Showing posts with label stuff. Show all posts
Showing posts with label stuff. Show all posts

Wednesday, July 18, 2012

What Do We Do With All This Stuff?

By Supriya Savkoor

Supriya may live near some of the most famous American museums—chiefly, the Smithsonian—outside Washington, D.C., but she still chose this week to rerun a slightly off-topic post from last year.
 
The Museum of Childhood 
in Edinburgh
This week, while researching our topic of the week, I learned about museums devoted entirely to jars of prepared mustard (in Wisconsin); ham (there are actually two such museums--one in Belgium, another in Spain); arts and crafts inspired solely by owls (Korea); lawnmowers (the UK); bananas (on the island of Martinique); asphalt (California); toilets (India); toilet covers (Texas); mice (Russia); and even phallic symbols (Iceland). There are countless others dedicated to almost any specialty, niche topic you can think of. (Seriously, think of one then do a web search. Chances are, it exists.)

I adore museums, but the problem is I also live in one. I collect books, few of which I plan to read again, clothes I haven't worn in years, old gifts I feel too guilty to donate, baby items I’m hanging onto in case someone else (not sure who) might need them, and an avalanche of papers that need sorting, dealing with, and/or shredding. I know I’m not the only one who lives like this. Most people I know have little museums of some sort or other in their homes. Wine bottles, matchboxes, old photos, cookbooks, gadgets, mementos. We live in a culture of collecting things. It’s what we do.
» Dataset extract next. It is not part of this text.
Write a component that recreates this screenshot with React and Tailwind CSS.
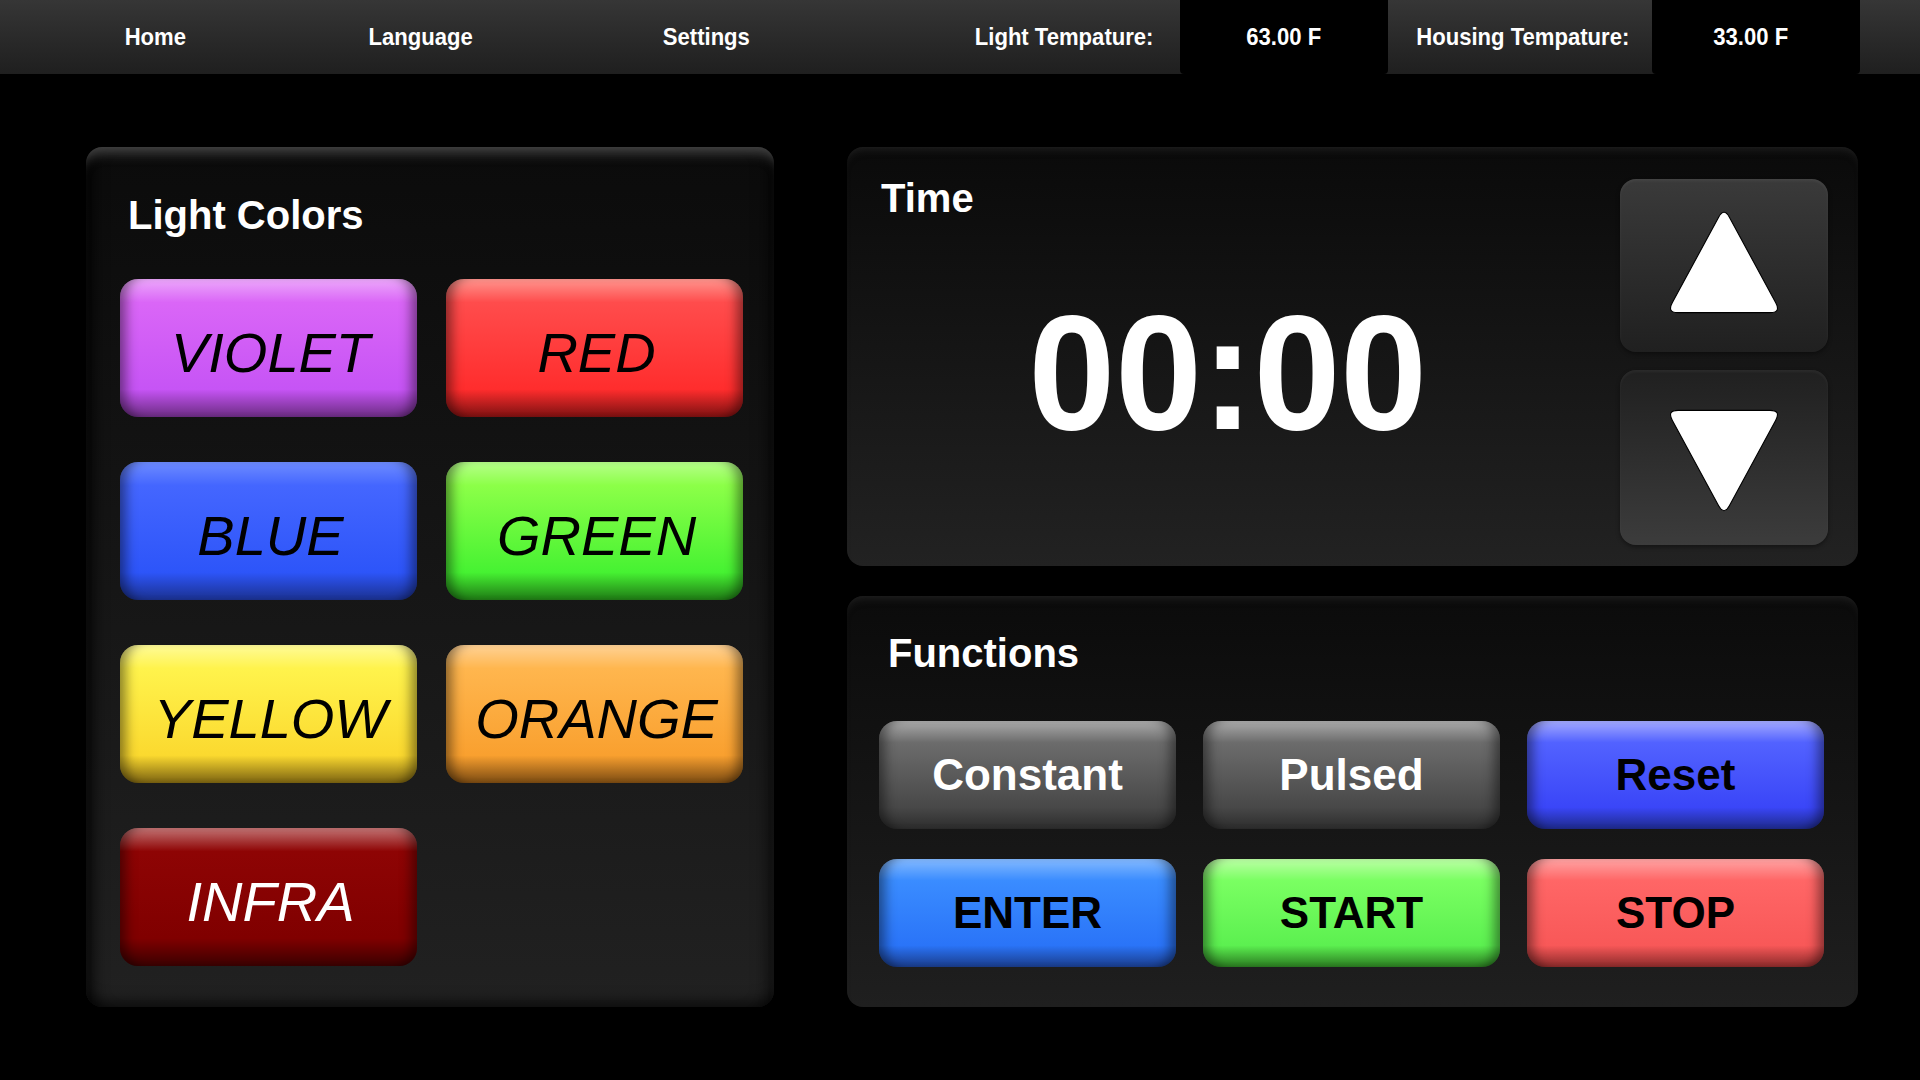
const colorButtons = [
  {
    label: "VIOLET",
    cls: "text-black bg-[linear-gradient(to_bottom,#eca8fb_0%,#da66f7_17%,#c654f5_80%,#6b2c82_100%)]",
  },
  {
    label: "RED",
    cls: "text-black bg-[linear-gradient(to_bottom,#ff958e_0%,#ff4c4c_17%,#ff2d2d_80%,#7c1111_100%)]",
  },
  {
    label: "BLUE",
    cls: "text-black bg-[linear-gradient(to_bottom,#6e8cff_0%,#4466ff_17%,#2d55f9_80%,#1b318f_100%)]",
  },
  {
    label: "GREEN",
    cls: "text-black bg-[linear-gradient(to_bottom,#b6ff8a_0%,#8cff48_17%,#46f232_80%,#1f7a15_100%)]",
  },
  {
    label: "YELLOW",
    cls: "text-black bg-[linear-gradient(to_bottom,#fffb98_0%,#fff34c_17%,#fbd92f_80%,#7a6211_100%)]",
  },
  {
    label: "ORANGE",
    cls: "text-black bg-[linear-gradient(to_bottom,#ffd295_0%,#ffb64e_17%,#f9a02f_80%,#7a4a12_100%)]",
  },
  {
    label: "INFRA",
    cls: "text-white bg-[linear-gradient(to_bottom,#c27474_0%,#8e0404_17%,#800000_80%,#3a0000_100%)]",
  },
];

const functionButtons = [
  {
    label: "Constant",
    cls: "text-white bg-[linear-gradient(to_bottom,#ababab_0%,#6c6c6c_20%,#484848_80%,#2c2c2c_100%)]",
  },
  {
    label: "Pulsed",
    cls: "text-white bg-[linear-gradient(to_bottom,#ababab_0%,#6c6c6c_20%,#484848_80%,#2c2c2c_100%)]",
  },
  {
    label: "Reset",
    cls: "text-black bg-[linear-gradient(to_bottom,#a4aaff_0%,#5262ff_20%,#3a46f8_80%,#1e2a8a_100%)]",
  },
  {
    label: "ENTER",
    cls: "text-black bg-[linear-gradient(to_bottom,#84baff_0%,#3a8cff_20%,#2a74f8_80%,#1a3c8a_100%)]",
  },
  {
    label: "START",
    cls: "text-black bg-[linear-gradient(to_bottom,#bcffa6_0%,#7aff62_20%,#5cf050_80%,#2a7a20_100%)]",
  },
  {
    label: "STOP",
    cls: "text-black bg-[linear-gradient(to_bottom,#ffa4a4_0%,#ff6666_20%,#f85858_80%,#8a2a2a_100%)]",
  },
];

const bevel =
  "shadow-[inset_14px_0_12px_-8px_rgba(0,0,0,0.45),inset_-14px_0_12px_-8px_rgba(0,0,0,0.45)]";

function Triangle({ down }) {
  return (
    <svg width="124" height="112" viewBox="0 0 110 100">
      <path
        d={
          down
            ? "M 50.2 88.2 Q 55 97 59.8 88.2 L 101.2 11.8 Q 106 3 96 3 L 14 3 Q 4 3 8.8 11.8 Z"
            : "M 50.2 11.8 Q 55 3 59.8 11.8 L 101.2 88.2 Q 106 97 96 97 L 14 97 Q 4 97 8.8 88.2 Z"
        }
        fill="#fff"
        stroke="#000"
        strokeWidth="1"
      />
    </svg>
  );
}

function NavText({ children }) {
  return <span className="inline-block scale-x-[0.92]">{children}</span>;
}

export default function App() {
  return (
    <div className="w-[1920px] h-[1080px] bg-black overflow-hidden font-['Liberation_Sans',Arial,sans-serif]">
      {/* top bar */}
      <div className="h-[74px] flex bg-linear-to-b from-[#363636] to-[#1f1f1f] text-white font-bold text-[24px]">
        <div className="w-[310px] flex items-center justify-center"><NavText>Home</NavText></div>
        <div className="w-[222px] flex items-center justify-center"><NavText>Language</NavText></div>
        <div className="w-[348px] flex items-center justify-center"><NavText>Settings</NavText></div>
        <div className="w-[68px]" />
        <div className="w-[232px] flex items-center justify-center"><NavText>Light Tempature:</NavText></div>
        <div className="w-[208px] flex items-center justify-center bg-black rounded-b-[4px]"><NavText>63.00 F</NavText></div>
        <div className="w-[264px] flex items-center justify-center pl-[6px]"><NavText>Housing Tempature:</NavText></div>
        <div className="w-[208px] flex items-center justify-center pr-[10px] bg-black rounded-b-[4px]"><NavText>33.00 F</NavText></div>
        <div className="flex-1" />
      </div>

      <div className="flex pt-[73px] pl-[86px] gap-[73px]">
        {/* light colors */}
        <div className="w-[688px] h-[860px] rounded-[16px] bg-linear-to-b from-[#0b0b0b] to-[#212121] pl-[34px] pt-[48px] shadow-[inset_0_14px_12px_-8px_rgba(75,75,75,0.9),inset_18px_0_16px_-12px_rgba(0,0,0,0.85),inset_-18px_0_16px_-12px_rgba(0,0,0,0.6),inset_0_-16px_14px_-10px_rgba(0,0,0,0.55)]">
          <h2 className="ml-[8px] text-[40px] leading-none font-bold text-white">Light Colors</h2>
          <div className="mt-[44px] grid grid-cols-[297px_297px] gap-x-[29px] gap-y-[45px]">
            {colorButtons.map((b) => (
              <button
                key={b.label}
                className={`h-[138px] rounded-[18px] flex items-center justify-center pt-[10px] pl-[4px] text-[56px] italic leading-none ${bevel} ${b.cls}`}
              >
                {b.label}
              </button>
            ))}
          </div>
        </div>

        <div className="w-[1011px] flex flex-col gap-[30px]">
          {/* time */}
          <div className="h-[419px] rounded-[16px] bg-linear-to-b from-[#0a0a0a] to-[#222222] flex shadow-[inset_0_8px_8px_-6px_rgba(50,50,50,0.6)]">
            <div className="flex-1 pl-[34px] pt-[31px]">
              <h2 className="text-[40px] leading-none font-bold text-white">Time</h2>
              <div className="mt-[73px] pr-[46px] text-center text-[164px] leading-none font-bold text-white">
                <span className="inline-block scale-x-[0.95]">00:00</span>
              </div>
            </div>
            <div className="flex flex-col gap-[18px] pt-[32px] pr-[30px] pb-[21px]">
              <button className="w-[208px] h-[173px] rounded-[16px] flex items-center justify-center pb-[12px] bg-linear-to-b from-[#3a3a3a] to-[#202020] shadow-[inset_0_2px_3px_rgba(255,255,255,0.06),0_2px_4px_rgba(0,0,0,0.4)]">
                <Triangle />
              </button>
              <button className="w-[208px] h-[175px] rounded-[16px] flex items-center justify-center pt-[10px] bg-linear-to-b from-[#202020] to-[#3c3c3c] shadow-[inset_0_2px_3px_rgba(255,255,255,0.05),0_2px_4px_rgba(0,0,0,0.4)]">
                <Triangle down />
              </button>
            </div>
          </div>

          {/* functions */}
          <div className="h-[411px] rounded-[16px] bg-linear-to-b from-[#0b0b0b] to-[#1f1f1f] pl-[32px] pt-[37px] shadow-[inset_0_8px_8px_-6px_rgba(50,50,50,0.6)]">
            <h2 className="ml-[9px] text-[40px] leading-none font-bold text-white">Functions</h2>
            <div className="mt-[48px] grid grid-cols-[297px_297px_297px] gap-x-[27px] gap-y-[30px]">
              {functionButtons.map((b) => (
                <button
                  key={b.label}
                  className={`h-[108px] rounded-[18px] flex items-center justify-center text-[44px] font-bold leading-none ${bevel} ${b.cls}`}
                >
                  {b.label}
                </button>
              ))}
            </div>
          </div>
        </div>
      </div>
    </div>
  );
}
The question is, why?

The Berger Collection with Teapot Museum in
Amorbach, Bavaria, houses countless exhibits
of modern art as well as Europe's largest teapot
collection, featuring nearly 2,500 teapots
and another 500 miniature ones.
A couple weeks ago, a friend told me she lies awake at night worrying about the amount of stuff we collect. Where will it all go? Reminding me of a few years earlier when my then-first-grader was in a panic about her elementary school cafeteria not recycling. What a waste of all those little milk cartons, plastic cutlery, paper bags, and cello paper that went straight into the trash! I’ve been worrying about the same issues, in my own life and all around me. We live in a community filled with pockets of great affluence. Collectively, we keep buying gobs of new stuff, getting rid of the old (the amount of packaging alone gives me the shivers), and I don’t always see as much recycling or re-using as I’d expect from such a resourceful (and well-resourced) community.

An exhibit at the Museum for Funeral Customs in
Springfield, Illinois, displays mortician's restorative tools.
I'm trying to do my part. For starters, last weekend, I took my daughter’s Girl Scout troop on a tour of a landfill. My plan was to point out the tall, stinky piles of rubbish and wag a finger at the kids: “Be responsible! Waste not, want not!” And so on. But we were all stunned, kids and adults alike, by how pristine it all was. It turns out that in most parts of the States, landfills are not the tall monuments of debris they once were. It’s highly compressed, mostly covered, and set deep in the ground between an amalgam of liners and tarps to avoid contamination. Not just out of sight, but odorless too. 

In contrast, in many parts of the world (Zabbaleen City in Cairo, Kachri Kundi in Karachi, and the Matuail landfill in Dakka, to name a few), communities spring up on top of exposed landfills and become a meager source of income for its residents (who pluck out reusable and/or resellable items) and even innovation for scientists and city planners.

For generations, we’ve been fascinated with digging up the debris of past cultures through archaeological digs. But what will future generations think about the debris we leave behind? Will we be considered one of the most wasteful generations, not caring about the environment? Or might we be the ones to turn things around and become the generation that rescues Mother Nature? I wonder which of our stuff future generations will choose to collect and build their own museums around.